Neural network verification
We use the neural network verification tool nnenum to compute the closest counterexample for a given observation and target output command. The distance from the original observation and the counterexample corresponds to the least amount of noise $\rho $ that would cause the system to behave erroneously.
The nnenum tool uses linear star sets (Duggirala and Viswanathan, Reference Duggirala and Viswanathan2016) to compute possible outputs of a neural network given constructed sets of inputs. As inputs are propagated through a network, sets are split whenever multiple output predictions (advisories) are possible. When verification is impossible, the tool yields a counterexample ( $x$ where $x \in {\mathbb{X}},{f_{NN}}(x) = y$ and $y \in \mathbb{U}$ ). Our approach relies on these counterexamples to calculate unsafe trajectories.
The tool takes in an observation, a target output command, and a threshold for noise (box constraints) around the observation to search within. Because the exact noise threshold for each case is unknown to us in advance, we make multiple calls to nnenum within a binary search to pinpoint the lowest noise threshold that would yield a successful counterexample. This noise threshold corresponds to the least amount of noise $\rho $ , and the counterexample corresponds to the adversarial observation of the noisy trajectory. We used a binary search tolerance of 1 ${e^{ - 4}}$ (0.01%) of the maximum range for all experiments.
In principle, any similar verification tool could be used for our approach (Bak et al., Reference Bak, Liu and Johnson2021). Tools that do not return counterexamples could still be used within our method to compute minimum magnitudes of tolerated noise; however, counterexamples are needed for returning the exact sequence of noisy observations.
Simulation direction and trajectory length
Our algorithm for Problem 1 was introduced for both forward and backward simulations in time. For efficiency, the direction chosen should depend on the relative sizes of the safe and unsafe states. For example, the set of possible initial states for the ACAS Xu system is much larger than the set of collision states, so we choose to perform Bayesian optimization over the unsafe collision states and explore trajectories backward in time. One advantage of conducting the search beginning with terminal unsafe states, is that a maximum simulation length is not required. With sufficient noise, the search is guaranteed to reach a safe state, yielding a trajectory that begins safely yet terminates in the supplied unsafe state. In contrast, if simulating forward from a safe state using a well-trained network, the system might never reach an unsafe state when following a 0-noise path along the tree. For this reason, we acknowledge limitations around scalability and, in practice, limit the length of the trajectories explored. This constraint guarantees that we will explore unsafe trajectories within a reasonable time, similar to limiting the length of the simulation while training the agent.

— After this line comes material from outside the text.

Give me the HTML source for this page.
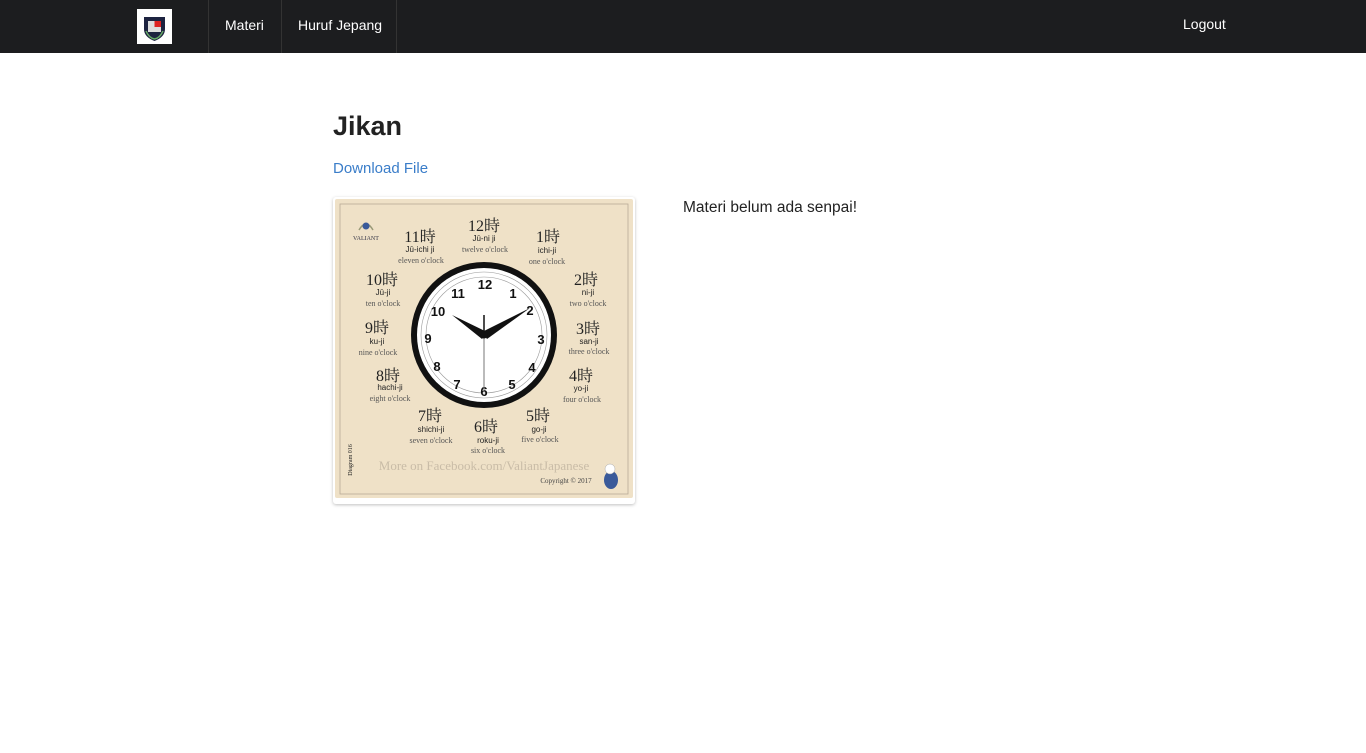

The Cart Pole and Lunar Lander evaluations were performed forward in time, and the trajectory lengths were capped at 15 timesteps. While the noise threshold returned by our approach for these systems serves as an upper bound on the true minimum, it still offers certainty that the system is provably safe within a given time horizon. Moreover, existing techniques for identifying stealthy adversarial perturbations similarly focus on a specific, vulnerable time horizon. Comparisons with these state-of-art techniques are included in the Evaluation section.
Results
Table 2 presents the least-noisy trajectory observed from uniform samples of initial states. Results are filtered to include only initial states that would have been safe without interference. Multiple minimal-noise trajectories were generated from an independent MinErrSearch (Problem 1). Each row describes the unsafe trajectory associated with the least magnitude of noise across all trials. The last two columns contextualize this noise in terms of the initial state and maximum deviation in real units.
ACAS Xu
Figure 4 presents unsafe trajectories found by our approach on the ACAS Xu system. Steps along each trajectory that could only be realized with sensor noise are shown in red, whereas steps without noise are shown in black. Gaps in this figure indicate regions of starting states that are safe from future collision with under 1% noise. For instance, no trajectory that terminates in a collision that we sampled begins in a tail-chasing scenario (region at the bottom half of the plot).
Interestingly, these trajectories are not symmetric around the intruder: this is consistent with observations that the response of the aircraft at single time steps is not entirely symmetric (Katz et al., Reference Katz, Barrett, Dill, Julian and Kochenderfer2017a).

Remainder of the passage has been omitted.